(GIVEN REQUEST):
Check every line below for the word "React" and copy each one that has it.

━━ RECORDS FOR THIS EXERCISE

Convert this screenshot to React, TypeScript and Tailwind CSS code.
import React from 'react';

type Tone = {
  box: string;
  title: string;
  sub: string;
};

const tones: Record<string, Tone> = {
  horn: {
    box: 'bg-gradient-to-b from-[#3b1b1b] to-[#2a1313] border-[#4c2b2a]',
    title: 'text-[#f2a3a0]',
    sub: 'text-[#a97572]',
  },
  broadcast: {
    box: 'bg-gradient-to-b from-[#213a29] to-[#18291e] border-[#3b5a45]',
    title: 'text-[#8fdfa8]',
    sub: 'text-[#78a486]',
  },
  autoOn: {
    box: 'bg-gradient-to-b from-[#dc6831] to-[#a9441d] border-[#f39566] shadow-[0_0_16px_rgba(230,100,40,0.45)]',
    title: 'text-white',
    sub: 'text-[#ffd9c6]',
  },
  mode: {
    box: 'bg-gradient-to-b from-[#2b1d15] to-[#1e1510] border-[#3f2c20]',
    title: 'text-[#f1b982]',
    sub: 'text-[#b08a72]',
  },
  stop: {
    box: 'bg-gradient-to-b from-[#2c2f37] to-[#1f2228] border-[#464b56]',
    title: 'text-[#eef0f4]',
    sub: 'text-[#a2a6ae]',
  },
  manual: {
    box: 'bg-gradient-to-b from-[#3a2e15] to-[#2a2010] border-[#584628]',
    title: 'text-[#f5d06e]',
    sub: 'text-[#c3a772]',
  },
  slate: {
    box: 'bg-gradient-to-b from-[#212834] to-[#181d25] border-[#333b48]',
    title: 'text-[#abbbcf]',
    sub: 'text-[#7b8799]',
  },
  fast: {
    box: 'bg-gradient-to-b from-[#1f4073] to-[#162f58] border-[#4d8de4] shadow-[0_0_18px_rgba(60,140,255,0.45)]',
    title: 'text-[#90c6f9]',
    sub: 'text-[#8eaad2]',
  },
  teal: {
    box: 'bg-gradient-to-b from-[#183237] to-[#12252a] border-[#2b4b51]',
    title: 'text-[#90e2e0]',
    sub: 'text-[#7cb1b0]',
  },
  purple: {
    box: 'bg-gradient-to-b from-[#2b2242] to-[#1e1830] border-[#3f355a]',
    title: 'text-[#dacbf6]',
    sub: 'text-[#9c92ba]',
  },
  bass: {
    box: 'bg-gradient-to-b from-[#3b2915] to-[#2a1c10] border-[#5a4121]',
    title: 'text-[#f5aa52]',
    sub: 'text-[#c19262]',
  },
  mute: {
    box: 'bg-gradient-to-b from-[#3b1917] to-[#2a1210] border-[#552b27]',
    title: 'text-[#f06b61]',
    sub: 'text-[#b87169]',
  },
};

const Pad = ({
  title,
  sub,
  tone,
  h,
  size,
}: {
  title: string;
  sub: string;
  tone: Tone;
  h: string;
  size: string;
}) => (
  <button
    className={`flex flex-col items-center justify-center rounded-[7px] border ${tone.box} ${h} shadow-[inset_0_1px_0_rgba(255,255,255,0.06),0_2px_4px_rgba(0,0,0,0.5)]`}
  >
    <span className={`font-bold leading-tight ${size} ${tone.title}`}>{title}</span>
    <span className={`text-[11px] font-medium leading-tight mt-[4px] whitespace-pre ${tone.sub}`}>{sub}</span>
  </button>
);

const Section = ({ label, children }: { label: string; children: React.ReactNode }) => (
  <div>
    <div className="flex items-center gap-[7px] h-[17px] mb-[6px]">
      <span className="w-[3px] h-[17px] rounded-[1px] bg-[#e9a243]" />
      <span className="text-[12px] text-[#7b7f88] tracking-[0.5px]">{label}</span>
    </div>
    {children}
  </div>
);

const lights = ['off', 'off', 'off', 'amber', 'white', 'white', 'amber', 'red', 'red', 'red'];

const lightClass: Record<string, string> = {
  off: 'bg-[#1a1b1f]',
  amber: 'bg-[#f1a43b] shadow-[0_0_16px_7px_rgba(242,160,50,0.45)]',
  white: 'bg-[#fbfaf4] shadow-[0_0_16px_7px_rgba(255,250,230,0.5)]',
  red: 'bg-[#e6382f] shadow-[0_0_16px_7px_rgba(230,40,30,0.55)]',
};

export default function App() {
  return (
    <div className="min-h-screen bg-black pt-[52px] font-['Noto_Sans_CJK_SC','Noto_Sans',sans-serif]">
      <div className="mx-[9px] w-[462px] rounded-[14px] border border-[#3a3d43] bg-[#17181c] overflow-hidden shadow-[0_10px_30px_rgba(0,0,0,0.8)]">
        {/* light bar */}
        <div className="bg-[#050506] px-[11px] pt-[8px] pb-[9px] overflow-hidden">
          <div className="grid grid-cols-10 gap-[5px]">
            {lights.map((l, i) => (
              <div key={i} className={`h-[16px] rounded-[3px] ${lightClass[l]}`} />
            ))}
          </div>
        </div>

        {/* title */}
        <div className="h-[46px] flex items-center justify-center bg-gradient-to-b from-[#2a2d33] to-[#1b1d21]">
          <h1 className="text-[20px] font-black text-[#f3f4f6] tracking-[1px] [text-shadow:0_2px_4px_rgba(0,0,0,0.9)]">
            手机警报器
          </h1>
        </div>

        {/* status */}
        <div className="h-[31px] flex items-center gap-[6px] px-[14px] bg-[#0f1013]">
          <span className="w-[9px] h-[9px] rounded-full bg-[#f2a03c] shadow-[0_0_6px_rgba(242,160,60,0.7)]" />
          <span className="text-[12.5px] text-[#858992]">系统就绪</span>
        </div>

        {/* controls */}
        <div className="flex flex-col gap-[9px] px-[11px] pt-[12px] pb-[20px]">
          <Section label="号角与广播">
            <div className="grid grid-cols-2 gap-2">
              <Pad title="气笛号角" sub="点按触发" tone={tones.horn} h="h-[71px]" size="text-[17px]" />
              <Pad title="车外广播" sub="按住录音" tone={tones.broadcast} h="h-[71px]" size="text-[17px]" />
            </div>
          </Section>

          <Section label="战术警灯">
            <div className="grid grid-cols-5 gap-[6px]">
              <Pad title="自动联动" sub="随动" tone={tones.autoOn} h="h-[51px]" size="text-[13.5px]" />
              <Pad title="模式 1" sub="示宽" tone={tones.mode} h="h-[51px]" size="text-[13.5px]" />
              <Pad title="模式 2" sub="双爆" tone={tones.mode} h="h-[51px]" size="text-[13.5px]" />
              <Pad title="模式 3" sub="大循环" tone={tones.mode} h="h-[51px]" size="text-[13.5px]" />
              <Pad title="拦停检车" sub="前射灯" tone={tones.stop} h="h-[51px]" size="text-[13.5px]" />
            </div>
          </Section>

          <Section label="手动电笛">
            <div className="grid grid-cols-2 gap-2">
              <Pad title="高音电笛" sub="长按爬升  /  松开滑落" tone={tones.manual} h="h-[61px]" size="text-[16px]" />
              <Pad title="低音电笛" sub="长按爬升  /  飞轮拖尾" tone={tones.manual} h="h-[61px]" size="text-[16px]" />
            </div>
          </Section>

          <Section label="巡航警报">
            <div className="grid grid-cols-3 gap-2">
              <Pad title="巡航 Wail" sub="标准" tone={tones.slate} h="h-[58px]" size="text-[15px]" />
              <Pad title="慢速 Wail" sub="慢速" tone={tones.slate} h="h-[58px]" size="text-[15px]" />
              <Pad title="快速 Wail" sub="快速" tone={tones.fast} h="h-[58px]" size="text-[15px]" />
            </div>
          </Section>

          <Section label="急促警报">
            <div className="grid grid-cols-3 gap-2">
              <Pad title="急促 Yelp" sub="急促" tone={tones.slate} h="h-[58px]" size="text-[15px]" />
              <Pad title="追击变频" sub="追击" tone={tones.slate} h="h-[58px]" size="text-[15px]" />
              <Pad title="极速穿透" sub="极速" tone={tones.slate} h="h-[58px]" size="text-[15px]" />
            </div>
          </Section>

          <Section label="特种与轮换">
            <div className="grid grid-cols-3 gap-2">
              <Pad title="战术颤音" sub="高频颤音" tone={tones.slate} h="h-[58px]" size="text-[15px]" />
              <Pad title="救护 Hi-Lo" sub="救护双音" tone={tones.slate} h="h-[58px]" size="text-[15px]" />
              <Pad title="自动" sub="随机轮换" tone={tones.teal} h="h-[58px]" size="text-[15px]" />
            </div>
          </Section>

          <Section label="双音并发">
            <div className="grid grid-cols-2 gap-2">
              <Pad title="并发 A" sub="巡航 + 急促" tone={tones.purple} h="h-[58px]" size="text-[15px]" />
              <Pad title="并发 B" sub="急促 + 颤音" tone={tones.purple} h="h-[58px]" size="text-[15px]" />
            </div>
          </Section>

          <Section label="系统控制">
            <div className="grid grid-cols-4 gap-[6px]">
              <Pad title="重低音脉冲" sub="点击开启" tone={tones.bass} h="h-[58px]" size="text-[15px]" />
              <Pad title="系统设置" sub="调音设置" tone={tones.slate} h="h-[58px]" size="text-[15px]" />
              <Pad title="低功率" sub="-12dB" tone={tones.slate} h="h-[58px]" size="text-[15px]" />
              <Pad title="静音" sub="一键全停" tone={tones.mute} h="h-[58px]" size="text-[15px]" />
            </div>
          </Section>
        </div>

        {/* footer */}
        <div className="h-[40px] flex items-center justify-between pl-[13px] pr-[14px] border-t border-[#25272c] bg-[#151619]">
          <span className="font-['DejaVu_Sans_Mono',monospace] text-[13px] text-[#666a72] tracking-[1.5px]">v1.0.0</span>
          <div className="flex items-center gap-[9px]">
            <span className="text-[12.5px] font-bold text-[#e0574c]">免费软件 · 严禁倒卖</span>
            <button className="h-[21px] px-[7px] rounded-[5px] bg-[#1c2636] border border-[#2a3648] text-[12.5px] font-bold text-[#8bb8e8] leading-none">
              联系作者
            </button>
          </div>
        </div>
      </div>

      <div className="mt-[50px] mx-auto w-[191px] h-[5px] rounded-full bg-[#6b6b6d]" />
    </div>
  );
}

━━━━
━━ RECORDS FOR THIS EXERCISE

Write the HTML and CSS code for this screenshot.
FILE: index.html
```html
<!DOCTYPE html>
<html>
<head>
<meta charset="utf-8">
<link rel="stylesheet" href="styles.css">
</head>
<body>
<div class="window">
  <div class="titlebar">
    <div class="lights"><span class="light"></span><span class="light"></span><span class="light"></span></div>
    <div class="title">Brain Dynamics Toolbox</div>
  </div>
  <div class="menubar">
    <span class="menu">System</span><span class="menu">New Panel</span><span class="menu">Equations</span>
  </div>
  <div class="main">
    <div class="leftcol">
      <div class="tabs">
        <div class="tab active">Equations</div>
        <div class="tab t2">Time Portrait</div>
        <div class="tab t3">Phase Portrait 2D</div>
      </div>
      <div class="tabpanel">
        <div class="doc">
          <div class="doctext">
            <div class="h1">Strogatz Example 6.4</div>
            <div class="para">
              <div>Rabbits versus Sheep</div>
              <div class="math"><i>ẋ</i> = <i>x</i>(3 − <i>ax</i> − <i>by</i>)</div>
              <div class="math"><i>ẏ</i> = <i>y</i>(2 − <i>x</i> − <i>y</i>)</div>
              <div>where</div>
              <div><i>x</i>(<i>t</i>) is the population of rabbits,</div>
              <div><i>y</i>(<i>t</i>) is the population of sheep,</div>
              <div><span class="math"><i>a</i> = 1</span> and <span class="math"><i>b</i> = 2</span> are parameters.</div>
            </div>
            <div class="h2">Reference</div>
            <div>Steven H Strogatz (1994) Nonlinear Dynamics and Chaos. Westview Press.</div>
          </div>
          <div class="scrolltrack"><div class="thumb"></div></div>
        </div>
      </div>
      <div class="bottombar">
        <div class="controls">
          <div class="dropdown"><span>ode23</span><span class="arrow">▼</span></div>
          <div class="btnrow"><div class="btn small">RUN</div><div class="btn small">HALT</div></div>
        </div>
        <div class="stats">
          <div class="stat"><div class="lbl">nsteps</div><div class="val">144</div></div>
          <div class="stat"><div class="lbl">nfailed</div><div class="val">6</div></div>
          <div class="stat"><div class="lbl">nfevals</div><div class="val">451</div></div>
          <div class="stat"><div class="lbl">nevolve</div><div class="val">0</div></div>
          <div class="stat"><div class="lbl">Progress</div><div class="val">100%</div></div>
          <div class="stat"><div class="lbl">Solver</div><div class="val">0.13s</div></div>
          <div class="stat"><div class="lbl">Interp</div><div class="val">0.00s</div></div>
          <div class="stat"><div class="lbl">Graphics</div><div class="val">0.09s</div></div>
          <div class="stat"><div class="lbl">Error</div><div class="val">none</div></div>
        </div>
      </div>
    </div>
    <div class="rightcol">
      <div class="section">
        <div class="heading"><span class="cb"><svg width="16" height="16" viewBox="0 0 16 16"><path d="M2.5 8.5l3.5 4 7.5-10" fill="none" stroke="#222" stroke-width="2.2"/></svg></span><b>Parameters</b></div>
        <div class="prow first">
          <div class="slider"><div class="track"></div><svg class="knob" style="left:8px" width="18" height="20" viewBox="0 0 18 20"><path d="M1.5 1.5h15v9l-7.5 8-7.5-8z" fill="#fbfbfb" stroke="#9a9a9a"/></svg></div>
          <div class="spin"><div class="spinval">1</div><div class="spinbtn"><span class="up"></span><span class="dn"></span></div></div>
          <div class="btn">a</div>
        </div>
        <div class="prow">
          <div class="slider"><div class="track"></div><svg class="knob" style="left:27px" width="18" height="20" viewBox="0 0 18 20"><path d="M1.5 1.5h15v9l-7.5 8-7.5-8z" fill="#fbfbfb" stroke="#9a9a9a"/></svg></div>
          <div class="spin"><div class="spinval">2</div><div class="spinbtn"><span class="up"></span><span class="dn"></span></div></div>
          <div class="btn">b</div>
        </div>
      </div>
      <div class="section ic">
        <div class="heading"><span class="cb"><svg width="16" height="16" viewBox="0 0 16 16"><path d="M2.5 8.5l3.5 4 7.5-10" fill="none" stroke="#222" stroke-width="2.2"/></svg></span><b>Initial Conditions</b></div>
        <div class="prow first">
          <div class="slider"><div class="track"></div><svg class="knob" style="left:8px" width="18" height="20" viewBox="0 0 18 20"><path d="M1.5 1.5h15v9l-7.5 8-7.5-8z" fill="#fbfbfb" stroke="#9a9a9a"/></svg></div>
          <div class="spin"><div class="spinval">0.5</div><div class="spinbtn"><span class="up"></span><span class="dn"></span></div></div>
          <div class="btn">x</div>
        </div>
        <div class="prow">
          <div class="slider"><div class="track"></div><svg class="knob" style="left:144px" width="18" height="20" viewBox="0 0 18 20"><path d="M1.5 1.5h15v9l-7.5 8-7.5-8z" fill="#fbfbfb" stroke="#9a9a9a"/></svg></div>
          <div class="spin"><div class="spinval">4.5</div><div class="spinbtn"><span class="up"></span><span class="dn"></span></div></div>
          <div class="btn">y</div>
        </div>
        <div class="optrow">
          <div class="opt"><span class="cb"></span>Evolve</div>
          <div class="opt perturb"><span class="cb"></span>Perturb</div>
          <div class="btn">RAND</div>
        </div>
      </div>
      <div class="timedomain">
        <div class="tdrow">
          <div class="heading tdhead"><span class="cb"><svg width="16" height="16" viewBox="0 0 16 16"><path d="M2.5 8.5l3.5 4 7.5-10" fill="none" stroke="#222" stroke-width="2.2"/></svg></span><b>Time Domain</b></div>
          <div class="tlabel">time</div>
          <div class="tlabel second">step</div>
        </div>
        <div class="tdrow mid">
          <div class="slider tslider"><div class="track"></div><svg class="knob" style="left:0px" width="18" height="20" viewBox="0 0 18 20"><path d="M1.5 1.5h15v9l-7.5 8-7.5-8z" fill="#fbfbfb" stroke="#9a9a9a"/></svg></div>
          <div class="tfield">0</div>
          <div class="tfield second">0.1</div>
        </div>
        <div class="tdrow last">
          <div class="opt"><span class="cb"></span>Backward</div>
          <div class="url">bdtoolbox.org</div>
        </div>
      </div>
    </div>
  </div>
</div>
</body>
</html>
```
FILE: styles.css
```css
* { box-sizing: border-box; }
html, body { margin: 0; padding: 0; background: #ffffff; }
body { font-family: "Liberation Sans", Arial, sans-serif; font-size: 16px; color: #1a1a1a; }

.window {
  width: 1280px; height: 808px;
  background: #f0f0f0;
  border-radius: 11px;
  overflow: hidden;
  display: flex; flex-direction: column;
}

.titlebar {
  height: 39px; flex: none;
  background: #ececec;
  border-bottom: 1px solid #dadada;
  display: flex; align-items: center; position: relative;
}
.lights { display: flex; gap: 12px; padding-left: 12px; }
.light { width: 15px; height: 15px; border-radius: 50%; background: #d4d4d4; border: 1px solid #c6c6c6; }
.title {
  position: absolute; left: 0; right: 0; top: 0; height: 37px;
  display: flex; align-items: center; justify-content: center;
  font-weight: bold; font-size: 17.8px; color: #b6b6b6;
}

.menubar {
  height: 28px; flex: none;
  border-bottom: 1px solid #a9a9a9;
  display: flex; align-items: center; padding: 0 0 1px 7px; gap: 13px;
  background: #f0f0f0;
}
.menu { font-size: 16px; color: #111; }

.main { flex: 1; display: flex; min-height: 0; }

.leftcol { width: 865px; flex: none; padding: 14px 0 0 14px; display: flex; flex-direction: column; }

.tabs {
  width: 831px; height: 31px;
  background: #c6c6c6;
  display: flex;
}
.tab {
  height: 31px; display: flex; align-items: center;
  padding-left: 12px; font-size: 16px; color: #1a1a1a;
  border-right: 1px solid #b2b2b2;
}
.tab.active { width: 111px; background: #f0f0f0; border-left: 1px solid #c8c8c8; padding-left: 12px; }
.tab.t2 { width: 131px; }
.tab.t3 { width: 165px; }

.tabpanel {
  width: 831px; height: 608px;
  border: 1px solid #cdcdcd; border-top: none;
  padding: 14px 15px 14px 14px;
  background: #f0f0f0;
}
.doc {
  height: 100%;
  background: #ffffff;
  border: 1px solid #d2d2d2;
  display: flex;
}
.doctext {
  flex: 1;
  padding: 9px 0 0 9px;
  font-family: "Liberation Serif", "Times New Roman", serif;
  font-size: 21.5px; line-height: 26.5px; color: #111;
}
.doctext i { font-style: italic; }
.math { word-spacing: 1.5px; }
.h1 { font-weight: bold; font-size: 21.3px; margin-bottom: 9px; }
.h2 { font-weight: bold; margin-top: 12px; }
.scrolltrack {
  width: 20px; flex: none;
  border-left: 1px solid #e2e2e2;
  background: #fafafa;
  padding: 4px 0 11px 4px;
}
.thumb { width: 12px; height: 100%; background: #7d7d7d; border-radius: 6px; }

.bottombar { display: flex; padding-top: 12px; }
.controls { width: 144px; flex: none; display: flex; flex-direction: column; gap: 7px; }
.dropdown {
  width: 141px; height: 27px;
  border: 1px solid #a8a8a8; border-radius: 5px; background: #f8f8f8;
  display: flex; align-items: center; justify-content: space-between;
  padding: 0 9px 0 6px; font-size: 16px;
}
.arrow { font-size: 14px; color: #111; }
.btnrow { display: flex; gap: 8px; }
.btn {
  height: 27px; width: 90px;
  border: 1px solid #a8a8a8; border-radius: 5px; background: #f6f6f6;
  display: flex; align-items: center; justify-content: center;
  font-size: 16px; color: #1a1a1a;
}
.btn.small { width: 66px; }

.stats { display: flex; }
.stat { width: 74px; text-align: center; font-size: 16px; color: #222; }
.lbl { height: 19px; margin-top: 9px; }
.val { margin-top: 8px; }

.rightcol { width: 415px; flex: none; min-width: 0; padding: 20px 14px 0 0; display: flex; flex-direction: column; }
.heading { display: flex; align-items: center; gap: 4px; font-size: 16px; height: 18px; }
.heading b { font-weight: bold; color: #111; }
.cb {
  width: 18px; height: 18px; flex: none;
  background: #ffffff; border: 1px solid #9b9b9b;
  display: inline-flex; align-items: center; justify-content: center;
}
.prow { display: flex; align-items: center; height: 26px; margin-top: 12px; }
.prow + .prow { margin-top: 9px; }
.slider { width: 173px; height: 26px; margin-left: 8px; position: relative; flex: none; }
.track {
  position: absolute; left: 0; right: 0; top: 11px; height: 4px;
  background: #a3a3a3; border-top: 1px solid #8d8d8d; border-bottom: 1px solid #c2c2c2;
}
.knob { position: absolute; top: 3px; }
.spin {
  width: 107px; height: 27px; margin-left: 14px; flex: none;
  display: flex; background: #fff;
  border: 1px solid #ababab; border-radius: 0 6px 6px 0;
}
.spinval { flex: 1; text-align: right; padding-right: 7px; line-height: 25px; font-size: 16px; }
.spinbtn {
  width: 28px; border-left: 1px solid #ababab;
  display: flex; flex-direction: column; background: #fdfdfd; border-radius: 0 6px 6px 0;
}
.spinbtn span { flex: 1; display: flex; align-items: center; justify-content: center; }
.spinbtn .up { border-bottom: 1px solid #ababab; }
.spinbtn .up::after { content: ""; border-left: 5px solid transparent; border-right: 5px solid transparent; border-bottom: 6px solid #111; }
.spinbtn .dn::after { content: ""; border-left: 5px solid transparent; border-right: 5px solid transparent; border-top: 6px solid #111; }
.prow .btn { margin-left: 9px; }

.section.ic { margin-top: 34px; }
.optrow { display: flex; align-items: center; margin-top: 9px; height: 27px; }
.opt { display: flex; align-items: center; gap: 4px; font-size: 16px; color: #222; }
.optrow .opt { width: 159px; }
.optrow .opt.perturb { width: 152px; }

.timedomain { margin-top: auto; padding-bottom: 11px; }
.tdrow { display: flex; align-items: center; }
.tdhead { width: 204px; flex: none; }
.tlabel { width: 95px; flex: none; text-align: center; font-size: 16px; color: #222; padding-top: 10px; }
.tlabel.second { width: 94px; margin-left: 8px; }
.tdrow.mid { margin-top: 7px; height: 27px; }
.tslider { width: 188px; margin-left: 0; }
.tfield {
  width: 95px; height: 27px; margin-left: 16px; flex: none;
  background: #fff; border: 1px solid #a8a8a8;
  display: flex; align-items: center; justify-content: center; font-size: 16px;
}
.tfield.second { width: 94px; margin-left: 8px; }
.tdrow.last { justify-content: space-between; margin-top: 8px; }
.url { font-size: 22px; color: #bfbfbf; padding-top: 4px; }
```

━━━━
━━ RECORDS FOR THIS EXERCISE

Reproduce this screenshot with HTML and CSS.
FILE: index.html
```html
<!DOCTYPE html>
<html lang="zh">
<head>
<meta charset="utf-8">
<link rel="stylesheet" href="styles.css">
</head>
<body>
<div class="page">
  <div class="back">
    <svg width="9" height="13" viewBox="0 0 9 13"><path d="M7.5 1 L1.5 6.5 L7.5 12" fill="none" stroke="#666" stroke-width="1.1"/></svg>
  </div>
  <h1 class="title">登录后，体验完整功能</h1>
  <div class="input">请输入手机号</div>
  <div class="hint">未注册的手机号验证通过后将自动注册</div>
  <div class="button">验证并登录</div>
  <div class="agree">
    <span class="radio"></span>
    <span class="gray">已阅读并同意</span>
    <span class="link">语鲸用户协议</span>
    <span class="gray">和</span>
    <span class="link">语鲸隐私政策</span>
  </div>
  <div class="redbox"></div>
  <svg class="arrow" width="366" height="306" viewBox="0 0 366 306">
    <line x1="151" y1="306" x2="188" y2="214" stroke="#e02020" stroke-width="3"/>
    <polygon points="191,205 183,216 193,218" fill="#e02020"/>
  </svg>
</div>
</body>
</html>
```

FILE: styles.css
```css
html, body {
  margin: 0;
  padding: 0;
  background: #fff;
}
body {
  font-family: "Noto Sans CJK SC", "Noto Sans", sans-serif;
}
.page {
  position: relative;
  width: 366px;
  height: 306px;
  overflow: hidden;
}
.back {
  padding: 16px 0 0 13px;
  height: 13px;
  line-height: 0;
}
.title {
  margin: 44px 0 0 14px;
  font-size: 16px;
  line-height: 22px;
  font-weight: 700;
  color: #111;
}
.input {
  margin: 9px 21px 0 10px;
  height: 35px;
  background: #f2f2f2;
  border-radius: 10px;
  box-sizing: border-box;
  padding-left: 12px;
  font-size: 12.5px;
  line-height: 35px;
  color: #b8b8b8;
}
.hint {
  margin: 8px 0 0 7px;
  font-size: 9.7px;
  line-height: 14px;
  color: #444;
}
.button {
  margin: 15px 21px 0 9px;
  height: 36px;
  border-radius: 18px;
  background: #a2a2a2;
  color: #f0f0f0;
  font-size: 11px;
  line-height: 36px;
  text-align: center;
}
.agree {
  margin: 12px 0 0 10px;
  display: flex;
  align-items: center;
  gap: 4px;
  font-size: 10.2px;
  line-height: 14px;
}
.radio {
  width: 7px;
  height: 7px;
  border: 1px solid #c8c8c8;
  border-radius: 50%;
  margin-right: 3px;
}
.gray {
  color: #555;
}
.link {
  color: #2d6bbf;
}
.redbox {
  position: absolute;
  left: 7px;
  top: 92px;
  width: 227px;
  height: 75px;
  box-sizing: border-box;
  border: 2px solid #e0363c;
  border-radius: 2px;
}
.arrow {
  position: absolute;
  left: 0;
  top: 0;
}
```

━━━━

(FULL SOLUTION):
Convert this screenshot to React, TypeScript and Tailwind CSS code.
import React from 'react';
const Section = ({ label, children }: { label: string; children: React.ReactNode }) => (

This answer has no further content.